The accounting aspect

The Institute of Charted Accountants of India’s 2020 revision of its Guidance Note on Accounting for Share-based Payments recognises that an ESOP trust may have different arrangements:

  1. The employer allots shares to a trust when employees exercise options – the employer maintains a notional ESOP pool without issuing shares to employees or the ESOP trust. Upon exercising their option, the employee pays the exercise price to the trust, which passes on the sum to the employer. The employer then issues shares to the trust, which transfers them to the employee. The shares have been issued to the trust at a concessional price for the benefit of the employee and in lieu of services received over the vesting period. Accordingly, the guidance note requires the employer to recognise the ESOP expenses during the vesting period.

  2. The employer provides finance to an ESOP trust at the beginning of the plan – an employer finances a trust at the beginning of a scheme to enable the trustees to subscribe to the company’s shares. The trustee holds the shares in accordance with the scheme. At the end of the vesting period, the shares are transferred to the employees who exercise the option and pay the exercise price. The sums received are used to repay money owed by the trust to the employer.

  3. The employer provides finance to the trust to purchase shares from the open market at the beginning of the plan – this arrangement is similar to (2), but the shares are procured by the trustee from the open market rather than the company.

Despite the differences, the guidance note provides that the employer should book expenditure over the vesting period. This is premised on the simplistic understanding that the trust administers the plan on behalf of the company but may not exactly fit in with the legal form of these arrangements. As such, the choice of arrangement could affect the employer’s tax deduction claim.

The income tax aspect

For income tax purposes, one may have to assess the allowability of an expense to the employer on account of the grant of an ESOP under different arrangements. The deduction claim may be contentious because of:

  • The time between the allotment of shares by the employer to a trust and by the trust to employees;

  • Any movement in the market value during the above period; and

  • A concession granted by the employer to the trust vis-à-vis a concession granted by the trust to the employee.

The guidance note operates on the premise that an ESOP trust is merely an extension of the employer for administration of the scheme. Though the employer may exercise some administrative control over the trust through the trustees, it is legally set up, exists, and holds property for the sole benefit of the employees. From this perspective, the employer’s claim of a tax deduction for a concession granted by a trust to an employee may be diluted.

Tax authorities may argue that from the employer’s standpoint, the shares are allotted for its employees’ benefit at the beginning of the ESOP. Therefore, any concession on that date should be the basis of a deduction claim by the employer. The employer is then out of the picture and the exercise of the option by the employee and subsequent transfer of shares by the trust to employees should not impact the employer.

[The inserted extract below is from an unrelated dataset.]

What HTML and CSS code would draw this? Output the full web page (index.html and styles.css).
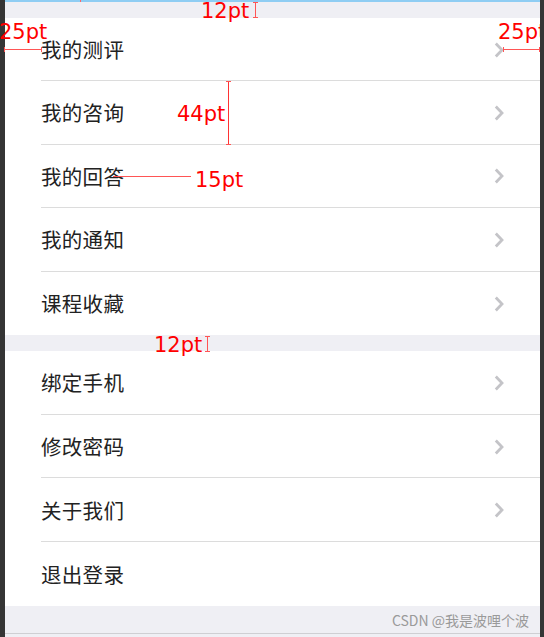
FILE: index.html
```html
<!DOCTYPE html>
<html lang="zh">
<head>
<meta charset="utf-8">
<link rel="stylesheet" href="styles.css">
</head>
<body>
<div class="frame">
  <div class="edge-left"></div>
  <div class="screen">
    <div class="topline"></div>
    <div class="gap"></div>
    <ul class="group group-a">
      <li class="row"><div class="inner"><span class="label">我的测评</span><svg class="chev" width="10" height="16" viewBox="0 0 10 16"><polyline points="1.8,1.5 8,8 1.8,14.5" fill="none" stroke="#c4c4c8" stroke-width="2.8"/></svg></div></li>
      <li class="row"><div class="inner"><span class="label">我的咨询</span><svg class="chev" width="10" height="16" viewBox="0 0 10 16"><polyline points="1.8,1.5 8,8 1.8,14.5" fill="none" stroke="#c4c4c8" stroke-width="2.8"/></svg></div></li>
      <li class="row"><div class="inner"><span class="label">我的回答</span><svg class="chev" width="10" height="16" viewBox="0 0 10 16"><polyline points="1.8,1.5 8,8 1.8,14.5" fill="none" stroke="#c4c4c8" stroke-width="2.8"/></svg></div></li>
      <li class="row"><div class="inner"><span class="label">我的通知</span><svg class="chev" width="10" height="16" viewBox="0 0 10 16"><polyline points="1.8,1.5 8,8 1.8,14.5" fill="none" stroke="#c4c4c8" stroke-width="2.8"/></svg></div></li>
      <li class="row"><div class="inner"><span class="label">课程收藏</span><svg class="chev" width="10" height="16" viewBox="0 0 10 16"><polyline points="1.8,1.5 8,8 1.8,14.5" fill="none" stroke="#c4c4c8" stroke-width="2.8"/></svg></div></li>
    </ul>
    <div class="gap"></div>
    <ul class="group group-b">
      <li class="row"><div class="inner"><span class="label">绑定手机</span><svg class="chev" width="10" height="16" viewBox="0 0 10 16"><polyline points="1.8,1.5 8,8 1.8,14.5" fill="none" stroke="#c4c4c8" stroke-width="2.8"/></svg></div></li>
      <li class="row"><div class="inner"><span class="label">修改密码</span><svg class="chev" width="10" height="16" viewBox="0 0 10 16"><polyline points="1.8,1.5 8,8 1.8,14.5" fill="none" stroke="#c4c4c8" stroke-width="2.8"/></svg></div></li>
      <li class="row"><div class="inner"><span class="label">关于我们</span><svg class="chev" width="10" height="16" viewBox="0 0 10 16"><polyline points="1.8,1.5 8,8 1.8,14.5" fill="none" stroke="#c4c4c8" stroke-width="2.8"/></svg></div></li>
      <li class="row"><div class="inner"><span class="label">退出登录</span></div></li>
    </ul>
    <div class="footer"><span class="credit">CSDN @我是波哩个波</span></div>
    <div class="bottomline"></div>
  </div>
  <div class="edge-right"></div>

  <!-- measurement annotations -->
  <div class="mark tick-top"></div>
  <span class="note n-12a">12pt</span>
  <div class="ibeam ib-a"></div>
  <span class="note n-25l">25pt</span>
  <div class="hline hl-25l"></div>
  <span class="note n-25r">25pt</span>
  <div class="hline hl-25r"></div>
  <span class="note n-44">44pt</span>
  <div class="vline vl-44"></div>
  <span class="note n-15">15pt</span>
  <div class="hline15"></div>
  <span class="note n-12b">12pt</span>
  <div class="ibeam ib-b"></div>
</div>
</body>
</html>
```
FILE: styles.css
```css
* { box-sizing: border-box; }
html, body { margin: 0; padding: 0; }
body {
  width: 544px;
  height: 637px;
  overflow: hidden;
  background: #f4f4f7;
  font-family: "Noto Sans CJK SC", "Noto Sans", sans-serif;
}
.frame {
  position: relative;
  display: flex;
  width: 544px;
  height: 637px;
}
.edge-left { width: 5px; background: #353535; flex: none; }
.edge-right {
  width: 4px;
  background: #353535;
  flex: none;
  position: relative;
  z-index: 2;
}
.screen {
  flex: 1;
  display: flex;
  flex-direction: column;
  background: #efeff4;
}
.topline { height: 2px; background: #8fcdf3; }
.gap { height: 16px; background: #efeff4; flex: none; }
.group {
  list-style: none;
  margin: 0;
  padding: 0;
  background: #fff;
}
.row { padding-left: 36px; }
.group-a .row { height: 63.4px; }
.group-b .row { height: 63.75px; }
.inner {
  height: 100%;
  display: flex;
  align-items: center;
  justify-content: space-between;
  padding-right: 36px;
  border-bottom: 1px solid #dcdcdc;
}
.row:last-child .inner { border-bottom: none; }
.label {
  font-size: 20.5px;
  color: #222;
  line-height: 1;
  letter-spacing: 0.3px;
}
.chev { display: block; margin-top: 1px; }
.footer {
  height: 27px;
  background: #efeff4;
  display: flex;
  align-items: center;
  justify-content: flex-end;
  padding-right: 11px;
}
.credit {
  font-size: 14px;
  color: #9a9a9a;
  line-height: 1;
  margin-top: 2px;
}
.bottomline { height: 1px; background: #cfcfd3; }

/* annotations */
.note {
  position: absolute;
  z-index: 1;
  color: #f00;
  font-family: "DejaVu Sans", sans-serif;
  font-size: 21px;
  line-height: 1;
}
.n-12a { left: 201px; top: 1px; }
.n-25l { left: -1px; top: 22px; }
.n-25r { left: 498px; top: 22px; }
.n-44 { left: 177px; top: 104px; }
.n-15 { left: 195px; top: 170px; }
.n-12b { left: 154px; top: 335px; }
.mark { position: absolute; background: #f66; }
.tick-top { left: 80px; top: 0; width: 1px; height: 2px; }
.ibeam {
  position: absolute;
  width: 5px;
  border-top: 1px solid #f55;
  border-bottom: 1px solid #f55;
}
.ibeam::after {
  content: "";
  position: absolute;
  left: 2px;
  top: 0;
  bottom: 0;
  width: 1px;
  background: #f55;
}
.ib-a { left: 253px; top: 2px; height: 16px; }
.ib-b { left: 205px; top: 336px; height: 16px; }
.hline {
  position: absolute;
  height: 5px;
  border-left: 1px solid #f55;
  border-right: 1px solid #f55;
}
.hline::after {
  content: "";
  position: absolute;
  left: 0;
  right: 0;
  top: 2px;
  height: 1px;
  background: #f55;
}
.hl-25l { left: 4px; top: 47px; width: 38px; }
.hl-25r { left: 503px; top: 47px; width: 37px; }
.vline {
  position: absolute;
  width: 5px;
  border-top: 1px solid #f55;
  border-bottom: 1px solid #f55;
}
.vline::after {
  content: "";
  position: absolute;
  left: 2px;
  top: 0;
  bottom: 0;
  width: 1px;
  background: #f33;
}
.vl-44 { left: 226px; top: 81px; height: 64px; }
.hline15 {
  position: absolute;
  left: 113px;
  top: 176px;
  width: 78px;
  height: 1px;
  background: #f55;
}
```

Thus, the tax authority could seek to deny any expenditure booked by the employer as the concession is borne by the trust and not the employer. On this basis, there will be no occasion for the employer to claim a tax deduction based on the forecasted fair market value.

However, a taxpayer can argue that the trust is merely a legally permissible form of implementation of an ESOP. The choice of form should not impact the deduction claim. Furthermore, if a tax authority’s contentions are based on the averment that the trust exists for the benefit of the employees, it should not lose sight of this at the time of issuance of shares. All the steps in an ESOP represent a series of arrangements whereby shares carrying potentially higher value in the future are issued to an ESOP trust solely for the benefit of employees. The accounting rationale for a deduction claim may seem justified. This argument may also present a defence against the applicability of capital gains tax to an ESOP trust upon the transfer of shares to employees.

Claim for an expense deduction: the judicial position

In Biocon, the High Court of Karnataka dealt with a situation where shares were administered through a trust. The company transferred shares to an ESOP trust that were subsequently allotted to employees, subject to the terms and conditions mentioned therein. The company claimed expenditure in its books of accounts equal to the difference of the market price and the allotment price over the vesting period.

The court, while allowing the claim of the company, observed that it is sufficient if the expenditure has been incurred and therefore the discount offered by the employer from market value would also be an expenditure incurred for the purpose of Section 37 of the Income-Tax Act, 1961. Furthermore, the deduction was also cited to be justified as the scheme was in accordance with the Securities and Exchange Board of India (Employee Stock Option Scheme and Employee Stock Purchase Scheme) Guidelines, 1999.

However, from the facts cited in Biocon, it is not discernible as to which method was being followed by the taxpayer and its ESOP trust to grant options to employees. The tax authorities may therefore look for avenues to distinguish Biocon, especially where the shares are issued to a trust at the initiation of a scheme.

Key takeaways on ESOP issuances through trusts

Practically, there may be advantages for employers, and enhanced certainty for employees, if an ESOP is implemented through a trust. However, given the ensuing tax uncertainties for the employer, caution should be exercised when opting for the trust route.

The Supreme Court is yet to pronounce its verdict on the tax department’s challenge to the judgment in Biocon. Even if the Supreme Court upholds Biocon, taxpayers implementing an ESOP scheme through a trust model may have to endure another round of litigation to justify their claim. Taxpayers could also consider filing representation before the Central Board of Direct Taxes to seek clarity regarding their tax claims.